During the early 1970s when Japanese college students and working women favored mid-calf to ankle-length peasant-style dresses, Kansai designed a version that was daringly bare but could be covered up with a short, full-sleeved jacket that buttoned along the left shoulder and down the side in a style associated with traditional Chinese dress. (Buttoning on the left, however, was considered by the Chinese to be "the fashion of barbarians.")
Many of his other fashions are a nod towards the past. They include a playsuit based on traditional Japanese firefighters' clothing made from indigo printed cotton traditionally used for yukata
, the Japanese summer kimono, as well as a "bull's eye" cape constructed from a full circle of fabric, much like the capes worn by samurai fire wardens. The design of this cape recalls a samurai archer's target, kasumi-mato
, consisting of a series of concentric circles of varying width. The bold graphics on one of Kansai's evening dresses, which was modeled in his Tokyo-London fashion show in 1971, were inspired by large tattoos called irezumi
. Such tattoos became popular in Japan during the Edo period (1615 - 1868), following the publication of the Japanese adaptation and translation of the Chinese story of the 108 heroes of the Suikoden and a series of woodblock prints by Utagawa Kuniyoshi (1798 - 1861) that illustrated the tales of these rebel bandits. Irezumi
were outlawed in the late nineteenth century during the Meiji Restoration and legalized again after 1945.

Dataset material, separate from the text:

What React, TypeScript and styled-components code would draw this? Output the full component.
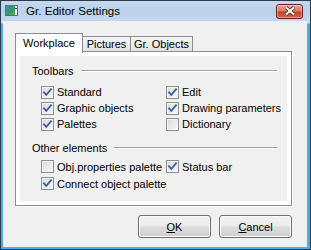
import styled, { createGlobalStyle } from 'styled-components';

const GlobalStyle = createGlobalStyle`
  html,
  body {
    margin: 0;
    padding: 0;
    background: #ffffff;
  }

  * {
    box-sizing: border-box;
  }
`;

type CheckItem = {
  label: string;
  checked: boolean;
};

const toolbars: CheckItem[] = [
  { label: 'Standard', checked: true },
  { label: 'Edit', checked: true },
  { label: 'Graphic objects', checked: true },
  { label: 'Drawing parameters', checked: true },
  { label: 'Palettes', checked: true },
  { label: 'Dictionary', checked: false },
];

const otherElements: CheckItem[] = [
  { label: 'Obj.properties palette', checked: false },
  { label: 'Status bar', checked: true },
  { label: 'Connect object palette', checked: true },
];

const tabs = [
  { label: 'Workplace', width: 68 },
  { label: 'Pictures', width: 49 },
  { label: 'Gr. Objects', width: 63 },
];

const WindowIcon = () => (
  <svg width='13' height='11' viewBox='0 0 13 11'>
    <defs>
      <linearGradient id='pic' x1='0' y1='0' x2='1' y2='1'>
        <stop offset='0' stopColor='#3f8fb8' />
        <stop offset='0.6' stopColor='#2f9a6a' />
        <stop offset='1' stopColor='#6fb04a' />
      </linearGradient>
    </defs>
    <rect x='0.5' y='0.5' width='12' height='10' fill='#f4f4f4' stroke='#6d6d6d' />
    <rect x='1' y='1' width='9' height='9' fill='url(#pic)' />
    <rect x='10' y='1' width='2' height='9' fill='#ffffff' />
    <rect x='10' y='3' width='2' height='1' fill='#444' />
  </svg>
);

const CheckMark = () => (
  <svg width='13' height='13' viewBox='0 0 13 13'>
    <polyline
      points='3,6.3 5.3,8.8 10,3.3'
      fill='none'
      stroke='#4260a8'
      strokeWidth='1.9'
      strokeLinecap='square'
    />
  </svg>
);

const Check = ({ label, checked }: CheckItem) => (
  <CheckLabel>
    <Box>{checked && <CheckMark />}</Box>
    <span>{label}</span>
  </CheckLabel>
);

const App = () => {
  return (
    <>
      <GlobalStyle />
      <Window>
        <TitleBar>
          <WindowIcon />
          <Title>Gr. Editor Settings</Title>
          <CloseBtn>
            <svg width='12' height='10' viewBox='0 0 12 10'>
              <path
                d='M2 1.5 L10 8.5 M10 1.5 L2 8.5'
                stroke='#5a1a1a'
                strokeWidth='3.6'
              />
              <path
                d='M2 1.5 L10 8.5 M10 1.5 L2 8.5'
                stroke='#ffffff'
                strokeWidth='2'
              />
            </svg>
          </CloseBtn>
        </TitleBar>

        <Client>
          <TabStrip>
            {tabs.map((tab, i) => (
              <Tab key={tab.label} $active={i === 0} $width={tab.width}>
                {tab.label}
              </Tab>
            ))}
          </TabStrip>

          <Panel>
            <PanelInner>
              <GroupHeader>
                <span>Toolbars</span>
                <Etch />
              </GroupHeader>
              <CheckGrid $rowHeight={16}>
                {toolbars.map((item) => (
                  <Check key={item.label} {...item} />
                ))}
              </CheckGrid>

              <GroupHeader $top={9}>
                <span>Other elements</span>
                <Etch />
              </GroupHeader>
              <CheckGrid $rowHeight={17} $top={3}>
                {otherElements.map((item) => (
                  <Check key={item.label} {...item} />
                ))}
              </CheckGrid>
            </PanelInner>
          </Panel>

          <ButtonRow>
            <Button>
              <u>O</u>K
            </Button>
            <Button>
              <u>C</u>ancel
            </Button>
          </ButtonRow>
        </Client>
      </Window>
    </>
  );
};

export default App;

const Window = styled.div`
  display: flex;
  flex-direction: column;

  width: 311px;
  height: 250px;
  padding: 0 3px 2px 2px;

  background: linear-gradient(180deg, #b9d1ea 0px, #cadcef 22px, #4aaee6 23px);
  border: 1px solid #2b3a4c;

  font-family: 'Liberation Sans', Arial, sans-serif;
  font-size: 11px;
  color: #000;
`;

const TitleBar = styled.div`
  display: flex;
  align-items: center;

  height: 21px;
  padding: 0 4px 1px 2px;
  background: linear-gradient(180deg, #c6daef 0%, #b9d1ea 50%, #c3d8ee 100%);
`;

const Title = styled.span`
  flex: 1;
  margin-left: 8px;
  font-size: 11.6px;
  color: #000;
`;

const CloseBtn = styled.div`
  display: flex;
  justify-content: center;
  align-items: center;

  width: 27px;
  height: 15px;
  margin-top: 1px;

  border: 1px solid #6b2020;
  border-radius: 3px;
  background: linear-gradient(180deg, #e7a59a 0%, #d77c6c 45%, #c2402a 55%, #cf6a52 100%);
  box-shadow: inset 0 0 0 1px rgba(255, 255, 255, 0.35);
`;

const Client = styled.div`
  display: flex;
  flex-direction: column;
  flex: 1;

  padding: 12px 15px 9px 12px;
  background: #f0f0f0;
`;

const TabStrip = styled.div`
  display: flex;
  align-items: flex-end;
  height: 19px;
  position: relative;
  z-index: 1;
`;

const Tab = styled.div<{ $active?: boolean; $width: number }>`
  display: flex;
  justify-content: center;
  align-items: center;

  width: ${({ $width }) => $width}px;
  height: ${({ $active }) => ($active ? 20 : 16)}px;
  margin-bottom: ${({ $active }) => ($active ? -1 : 0)}px;
  margin-left: -1px;
  padding-bottom: ${({ $active }) => ($active ? 1 : 0)}px;

  border: 1px solid #898c95;
  border-bottom: ${({ $active }) => ($active ? 'none' : '1px solid #898c95')};
  background: ${({ $active }) =>
    $active ? '#ffffff' : 'linear-gradient(180deg, #f4f4f4 0%, #eeeeee 50%, #e2e2e2 100%)'};
  z-index: ${({ $active }) => ($active ? 2 : 1)};

  &:first-child {
    margin-left: 0;
  }
`;

const Panel = styled.div`
  height: 155px;
  padding: 4px;
  margin-top: -1px;

  background: #ffffff;
  border: 1px solid #898c95;
  box-shadow: 1px 1px 0 #ffffff;
`;

const PanelInner = styled.div`
  height: 100%;
  padding: 8px 10px 0 12px;
  background: #f0f0f0;
`;

const GroupHeader = styled.div<{ $top?: number }>`
  display: flex;
  align-items: center;
  gap: 7px;

  height: 14px;
  margin-top: ${({ $top }) => $top ?? 0}px;
`;

const Etch = styled.div`
  flex: 1;
  height: 2px;
  border-top: 1px solid #a0a0a0;
  border-bottom: 1px solid #ffffff;
`;

const CheckGrid = styled.div<{ $rowHeight: number; $top?: number }>`
  display: grid;
  grid-template-columns: 125px 1fr;
  grid-auto-rows: ${({ $rowHeight }) => $rowHeight}px;

  margin-top: ${({ $top }) => $top ?? 6}px;
  padding-left: 9px;
`;

const CheckLabel = styled.label`
  display: flex;
  align-items: center;
  gap: 3px;
  white-space: nowrap;
`;

const Box = styled.span`
  display: block;
  width: 13px;
  height: 13px;

  border: 1px solid #8e8f8f;
  background: linear-gradient(135deg, #d8d8d8 0%, #eaeaea 50%, #f8f8f8 100%);
  box-shadow: inset 0 0 0 1px #f4f4f4;

  svg {
    display: block;
    margin: -1px;
  }
`;

const ButtonRow = styled.div`
  display: flex;
  justify-content: flex-end;
  gap: 8px;
  margin-top: 9px;
`;

const Button = styled.div`
  display: flex;
  justify-content: center;
  align-items: center;

  width: 73px;
  height: 23px;

  border: 1px solid #707070;
  border-radius: 3px;
  background: linear-gradient(180deg, #f2f2f2 0%, #ebebeb 48%, #dddddd 52%, #cfcfcf 100%);
  box-shadow: inset 0 0 0 1px #fcfcfc;
`;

Since the early 1990s, Kansai has lent his name to licensed products ranging from eyeglasses to tableware. His fashion show spectaculars have become the framework for the grand Kansai Super Shows, the first of which was held in Moscow's Red Square in 1993. Others held since in Japan, Vietnam, India, and Berlin have drawn audiences in the hundreds of thousands. His designs continue to contrast with the Zen-like simplicity and deconstructed silhouettes favored by designers such as Yohji Yamamoto, Rei Kawakubo, and Issey Miyake.
Kansai recently returned to fashion as a designer of traditional Japanese garments in a contemporary idiom, including kimono (2004) and Hanten festival-inspired coats (2007). He continues to produce Super Shows as part of a larger initiative to invigorate the arts in Japan and serves as a government advisor on tourism and cultural affairs.